Usaha sapi perah dikatakan layak apabila setiap unsur yang terlibat dalam usaha tersebut mendapatkan keuntungan yang ideal dan adil sesuai investasi dan peranannya (terlampir kelayakan harga susu di tingakat peternak).

IV. Langkah Strategis.

1. Revitalisasi BBPTU sapi perah dengan penyempurnaan fungsi antara lain ; aplikasi teknologi reproduksi ( IB dan TE) untuk pengembangan VBC, pengembangan benih/stek HMT, dengan demikian lebih bermanfaat untuk mendorong perkembangan sapi perah.

2. Fluktuasi harga bahan atau pakan komplit diperlukan subsisdi harga pakan bagi peternak agar peternak mendapat harga yang layak, untuk jangka menengah dan panjang perlu difasilitasi pabrik pakan skala kecil pada wilayah pengembangan sapi perah.

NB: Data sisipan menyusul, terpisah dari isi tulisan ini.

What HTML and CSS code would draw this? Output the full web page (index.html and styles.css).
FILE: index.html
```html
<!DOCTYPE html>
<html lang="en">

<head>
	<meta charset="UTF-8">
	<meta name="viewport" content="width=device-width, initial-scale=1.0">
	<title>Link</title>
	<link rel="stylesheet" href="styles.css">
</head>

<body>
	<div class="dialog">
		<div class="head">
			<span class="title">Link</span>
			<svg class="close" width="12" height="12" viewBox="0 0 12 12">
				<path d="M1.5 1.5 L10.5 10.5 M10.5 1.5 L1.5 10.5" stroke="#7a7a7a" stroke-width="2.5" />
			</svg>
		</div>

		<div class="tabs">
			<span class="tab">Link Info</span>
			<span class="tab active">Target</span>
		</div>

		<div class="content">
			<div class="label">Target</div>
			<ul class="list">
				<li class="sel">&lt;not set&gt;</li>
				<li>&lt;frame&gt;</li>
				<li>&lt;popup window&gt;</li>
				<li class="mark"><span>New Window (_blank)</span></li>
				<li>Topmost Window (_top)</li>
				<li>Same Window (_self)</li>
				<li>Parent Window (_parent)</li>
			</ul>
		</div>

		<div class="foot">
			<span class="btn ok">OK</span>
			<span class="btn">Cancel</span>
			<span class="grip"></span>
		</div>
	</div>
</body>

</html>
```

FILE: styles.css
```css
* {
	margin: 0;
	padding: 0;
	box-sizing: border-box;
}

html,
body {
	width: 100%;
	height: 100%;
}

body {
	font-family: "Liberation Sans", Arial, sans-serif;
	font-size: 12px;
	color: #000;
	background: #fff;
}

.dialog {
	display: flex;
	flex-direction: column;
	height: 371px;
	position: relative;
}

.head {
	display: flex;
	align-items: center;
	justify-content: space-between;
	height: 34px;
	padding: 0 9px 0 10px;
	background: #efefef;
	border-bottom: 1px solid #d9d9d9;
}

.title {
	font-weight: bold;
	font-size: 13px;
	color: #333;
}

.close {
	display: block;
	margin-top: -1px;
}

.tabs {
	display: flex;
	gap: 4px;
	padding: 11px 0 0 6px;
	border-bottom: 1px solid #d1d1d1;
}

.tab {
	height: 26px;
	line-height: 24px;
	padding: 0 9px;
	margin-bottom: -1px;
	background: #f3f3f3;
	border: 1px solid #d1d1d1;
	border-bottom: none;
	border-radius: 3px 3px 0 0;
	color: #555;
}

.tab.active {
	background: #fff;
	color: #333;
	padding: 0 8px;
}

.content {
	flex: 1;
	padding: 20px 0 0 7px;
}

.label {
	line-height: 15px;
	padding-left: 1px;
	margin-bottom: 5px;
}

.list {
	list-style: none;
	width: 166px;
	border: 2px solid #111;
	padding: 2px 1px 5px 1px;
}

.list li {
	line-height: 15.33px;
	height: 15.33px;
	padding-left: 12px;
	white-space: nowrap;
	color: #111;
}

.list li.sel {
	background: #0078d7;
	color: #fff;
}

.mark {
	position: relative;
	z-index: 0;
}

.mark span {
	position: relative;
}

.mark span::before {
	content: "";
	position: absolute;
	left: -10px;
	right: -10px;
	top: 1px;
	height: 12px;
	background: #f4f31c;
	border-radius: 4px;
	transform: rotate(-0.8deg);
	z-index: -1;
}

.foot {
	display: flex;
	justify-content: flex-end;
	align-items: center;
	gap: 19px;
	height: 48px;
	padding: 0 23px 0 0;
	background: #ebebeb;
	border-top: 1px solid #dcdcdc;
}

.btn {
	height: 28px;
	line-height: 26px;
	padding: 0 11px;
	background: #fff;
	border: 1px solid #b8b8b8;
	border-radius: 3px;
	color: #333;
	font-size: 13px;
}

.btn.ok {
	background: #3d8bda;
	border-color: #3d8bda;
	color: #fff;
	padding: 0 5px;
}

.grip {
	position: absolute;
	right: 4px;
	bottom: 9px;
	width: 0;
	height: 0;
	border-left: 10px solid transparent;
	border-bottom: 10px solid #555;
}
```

3. Ketergantungan yang sangat tinggi terhadap IPS menyebabkan peternak tidak mendapat harga yang layak, untuk itu perlu dilakukan

a. Optmalisasi konsumsi susu segar/pasteurisasi melalui Program Makanan Tambahan Anak Sekolah (PMTAS), jika secara Nasional dapat di program dengan pemanfaatan sebagian dari dana pendidikan yang 20% maka pemasaran susu segar cukup terjamin.

b. Fasilitasi Pabrik Pengolahan Susu skala menengah di sentra-sentra produksi susu.

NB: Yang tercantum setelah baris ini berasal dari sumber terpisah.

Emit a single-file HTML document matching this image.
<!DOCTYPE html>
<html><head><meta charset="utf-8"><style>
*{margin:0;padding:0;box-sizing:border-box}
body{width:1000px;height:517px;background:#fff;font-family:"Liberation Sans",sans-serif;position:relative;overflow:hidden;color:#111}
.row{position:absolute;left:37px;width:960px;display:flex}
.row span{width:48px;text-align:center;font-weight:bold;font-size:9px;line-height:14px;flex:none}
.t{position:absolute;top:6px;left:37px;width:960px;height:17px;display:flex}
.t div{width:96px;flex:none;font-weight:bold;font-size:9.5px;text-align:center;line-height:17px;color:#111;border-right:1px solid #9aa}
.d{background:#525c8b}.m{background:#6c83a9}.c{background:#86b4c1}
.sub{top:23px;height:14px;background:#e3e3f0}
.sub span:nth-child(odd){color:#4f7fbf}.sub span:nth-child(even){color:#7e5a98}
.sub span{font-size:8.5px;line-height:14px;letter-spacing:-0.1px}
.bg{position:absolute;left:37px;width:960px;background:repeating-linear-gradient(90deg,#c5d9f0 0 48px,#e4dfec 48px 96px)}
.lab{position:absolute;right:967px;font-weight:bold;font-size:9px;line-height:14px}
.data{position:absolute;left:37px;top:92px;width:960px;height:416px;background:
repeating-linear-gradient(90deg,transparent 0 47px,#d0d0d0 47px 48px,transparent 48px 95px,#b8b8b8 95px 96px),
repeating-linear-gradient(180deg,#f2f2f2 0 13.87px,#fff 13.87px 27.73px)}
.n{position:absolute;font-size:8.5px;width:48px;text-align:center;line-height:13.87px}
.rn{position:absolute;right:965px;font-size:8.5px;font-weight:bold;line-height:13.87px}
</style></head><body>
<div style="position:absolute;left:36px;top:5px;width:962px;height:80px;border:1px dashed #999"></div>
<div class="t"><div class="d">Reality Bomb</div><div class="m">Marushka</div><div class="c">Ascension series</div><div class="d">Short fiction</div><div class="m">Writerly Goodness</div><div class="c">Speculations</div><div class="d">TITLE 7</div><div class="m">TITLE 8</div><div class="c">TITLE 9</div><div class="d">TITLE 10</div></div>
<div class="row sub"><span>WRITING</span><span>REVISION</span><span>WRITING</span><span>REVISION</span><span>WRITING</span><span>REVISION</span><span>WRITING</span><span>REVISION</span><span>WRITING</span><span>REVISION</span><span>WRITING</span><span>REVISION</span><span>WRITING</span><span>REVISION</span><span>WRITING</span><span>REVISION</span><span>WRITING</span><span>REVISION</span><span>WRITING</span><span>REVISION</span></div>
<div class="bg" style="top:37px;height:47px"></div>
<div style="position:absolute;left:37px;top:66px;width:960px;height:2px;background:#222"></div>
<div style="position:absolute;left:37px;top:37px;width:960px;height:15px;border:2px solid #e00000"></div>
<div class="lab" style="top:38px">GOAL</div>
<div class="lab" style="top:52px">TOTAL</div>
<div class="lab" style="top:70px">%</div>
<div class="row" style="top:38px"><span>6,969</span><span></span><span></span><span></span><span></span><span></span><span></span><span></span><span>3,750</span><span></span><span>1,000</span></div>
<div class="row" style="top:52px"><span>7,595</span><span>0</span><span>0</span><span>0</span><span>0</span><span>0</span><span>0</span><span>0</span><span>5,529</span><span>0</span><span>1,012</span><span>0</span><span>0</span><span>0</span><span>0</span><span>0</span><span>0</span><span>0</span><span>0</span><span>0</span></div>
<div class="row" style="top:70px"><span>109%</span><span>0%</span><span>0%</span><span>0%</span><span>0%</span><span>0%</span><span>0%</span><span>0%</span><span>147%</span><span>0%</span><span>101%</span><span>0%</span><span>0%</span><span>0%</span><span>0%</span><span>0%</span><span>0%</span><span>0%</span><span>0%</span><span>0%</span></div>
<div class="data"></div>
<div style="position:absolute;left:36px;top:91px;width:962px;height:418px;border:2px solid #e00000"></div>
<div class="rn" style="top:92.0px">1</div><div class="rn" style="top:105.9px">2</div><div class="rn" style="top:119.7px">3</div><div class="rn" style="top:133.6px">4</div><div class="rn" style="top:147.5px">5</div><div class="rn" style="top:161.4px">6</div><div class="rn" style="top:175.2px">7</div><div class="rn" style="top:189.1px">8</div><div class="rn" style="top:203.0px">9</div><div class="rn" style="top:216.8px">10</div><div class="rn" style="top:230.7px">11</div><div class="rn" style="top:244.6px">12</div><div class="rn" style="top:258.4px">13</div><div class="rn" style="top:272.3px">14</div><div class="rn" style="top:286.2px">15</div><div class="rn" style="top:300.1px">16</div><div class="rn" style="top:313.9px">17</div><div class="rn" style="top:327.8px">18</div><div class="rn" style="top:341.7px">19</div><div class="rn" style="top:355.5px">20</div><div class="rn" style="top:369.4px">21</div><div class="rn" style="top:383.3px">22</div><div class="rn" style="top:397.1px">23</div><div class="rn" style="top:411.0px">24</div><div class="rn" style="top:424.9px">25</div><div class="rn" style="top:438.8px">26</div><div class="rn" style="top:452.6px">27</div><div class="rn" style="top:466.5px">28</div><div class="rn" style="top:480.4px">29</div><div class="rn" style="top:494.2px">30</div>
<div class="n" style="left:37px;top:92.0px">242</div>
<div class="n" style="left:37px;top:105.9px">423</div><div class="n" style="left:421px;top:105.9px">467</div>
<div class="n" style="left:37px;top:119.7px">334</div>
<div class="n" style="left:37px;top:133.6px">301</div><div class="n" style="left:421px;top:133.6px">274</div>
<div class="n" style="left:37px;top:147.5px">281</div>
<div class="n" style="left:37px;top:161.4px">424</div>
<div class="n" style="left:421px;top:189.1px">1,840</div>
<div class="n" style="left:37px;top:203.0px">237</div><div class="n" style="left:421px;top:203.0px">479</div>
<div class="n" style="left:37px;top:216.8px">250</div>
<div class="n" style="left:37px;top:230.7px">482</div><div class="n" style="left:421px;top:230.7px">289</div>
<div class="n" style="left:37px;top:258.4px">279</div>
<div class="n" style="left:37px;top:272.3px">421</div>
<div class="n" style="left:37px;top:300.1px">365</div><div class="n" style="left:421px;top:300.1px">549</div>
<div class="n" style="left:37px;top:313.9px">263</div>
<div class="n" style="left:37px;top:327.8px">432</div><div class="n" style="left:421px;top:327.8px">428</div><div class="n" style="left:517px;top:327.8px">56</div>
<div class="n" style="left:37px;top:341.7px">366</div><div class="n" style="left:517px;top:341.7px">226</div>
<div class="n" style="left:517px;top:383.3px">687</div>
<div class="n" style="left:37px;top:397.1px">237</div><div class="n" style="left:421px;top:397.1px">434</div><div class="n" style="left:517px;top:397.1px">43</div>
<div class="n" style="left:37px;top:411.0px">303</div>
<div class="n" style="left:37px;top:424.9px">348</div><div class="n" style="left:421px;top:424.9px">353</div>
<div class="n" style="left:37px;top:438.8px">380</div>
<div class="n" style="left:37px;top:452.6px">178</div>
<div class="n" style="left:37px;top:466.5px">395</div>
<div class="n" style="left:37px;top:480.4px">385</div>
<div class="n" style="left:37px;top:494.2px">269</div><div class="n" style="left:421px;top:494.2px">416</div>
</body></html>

c. Promosi minum susu segar perlu selalu dilakukan terutama melalui iklan di Televisi.

4. Skala usaha peternak yang masih kecil memerlukan suntikan dana stimulus untuk menambah bibit melalui import.

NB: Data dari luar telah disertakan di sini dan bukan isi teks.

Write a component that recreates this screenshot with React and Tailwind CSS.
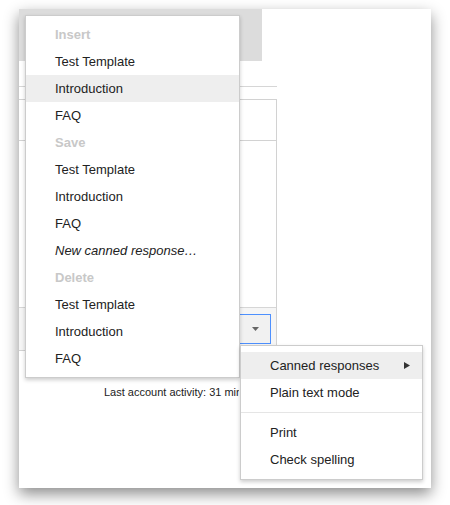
import React from "react";

const font = { fontFamily: '"Liberation Sans", Arial, sans-serif' };

function Header({ children }) {
  return (
    <div className="h-[27px] leading-[27px] pl-[29px] font-bold text-[#c8c8c8]">{children}</div>
  );
}

function Item({ children, active, italic, arrow }) {
  return (
    <div
      className={
        "h-[27px] leading-[27px] pl-[29px] pr-[12px] flex items-center justify-between text-[#222] " +
        (active ? "bg-[#eeeeee] " : "") +
        (italic ? "italic" : "")
      }
    >
      <span>{children}</span>
      {arrow && (
        <svg width="6" height="7" viewBox="0 0 6 7">
          <polygon points="0,0 6,3.5 0,7" fill="#333" />
        </svg>
      )}
    </div>
  );
}

export default function App() {
  return (
    <div className="relative w-[450px] h-[505px] bg-white text-[13px]" style={font}>
      <div className="absolute left-0 top-0 w-full h-full pt-[9px] pl-[19px]">
        <div className="w-[412px] h-[479px] bg-white shadow-[0_6px_14px_rgba(0,0,0,0.45)] flex flex-col">
          <div className="w-[243px] h-[52px] bg-[#dcdcdc]" />
          <div className="mt-[25px] w-[258px] border-t border-[#d6d6d6]" />
          <div className="mt-[12px] w-[258px] border-t border-r border-b border-[#d2d2d2] flex flex-col">
            <div className="h-[41px] border-b border-[#d2d2d2]" />
            <div className="h-[166px]" />
            <div className="h-[43px] border-t border-[#d6d6d6] bg-[#f5f5f5] flex justify-end pr-[5px] pt-[6px]">
              <div className="w-[32px] h-[30px] border border-[#4d90fe] bg-[#f1f1f1] flex items-center justify-center">
                <svg width="7" height="4" viewBox="0 0 7 4">
                  <polygon points="0,0 7,0 3.5,4" fill="#666" />
                </svg>
              </div>
            </div>
          </div>
          <div className="mt-[35px] ml-[85px] w-[135px] overflow-hidden text-[11px] leading-[13px] text-[#222] whitespace-nowrap">
            Last account activity: 31 minutes ago
          </div>
        </div>
      </div>

      <div className="absolute left-[25px] top-[15px] w-[215px] bg-white border border-[rgba(0,0,0,0.2)] shadow-[0_2px_4px_rgba(0,0,0,0.2)] py-[5px]">
        <Header>Insert</Header>
        <Item>Test Template</Item>
        <Item active>Introduction</Item>
        <Item>FAQ</Item>
        <Header>Save</Header>
        <Item>Test Template</Item>
        <Item>Introduction</Item>
        <Item>FAQ</Item>
        <Item italic>New canned response…</Item>
        <Header>Delete</Header>
        <Item>Test Template</Item>
        <Item>Introduction</Item>
        <Item>FAQ</Item>
      </div>

      <div className="absolute left-[240px] top-[345px] w-[183px] bg-white border border-[rgba(0,0,0,0.2)] shadow-[0_2px_4px_rgba(0,0,0,0.2)] py-[6px]">
        <Item active arrow>Canned responses</Item>
        <Item>Plain text mode</Item>
        <div className="my-[6px] h-px bg-[#e5e5e5]" />
        <Item>Print</Item>
        <Item>Check spelling</Item>
      </div>
    </div>
  );
}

5. Penguatan Modal Usaha Kelompok melalui Bantuan Sosial seperti PMUK, LM3 dan SMD.

V. PENUTUP

Segala upaya perlu dilakukan untuk mengembangkan usaha agribisnis persusuan di Indonesia mengingat susu merupakan pangan hewani yang sangat diperlukan bagi generasi muda untuk membangun tubuh yang sehat dan berkualitas. Selain itu usaha agribisnis persusuan dapat meningkatkan daya saing sekaligus pendapatan peternak, menyediakan lapangan pekerjaan.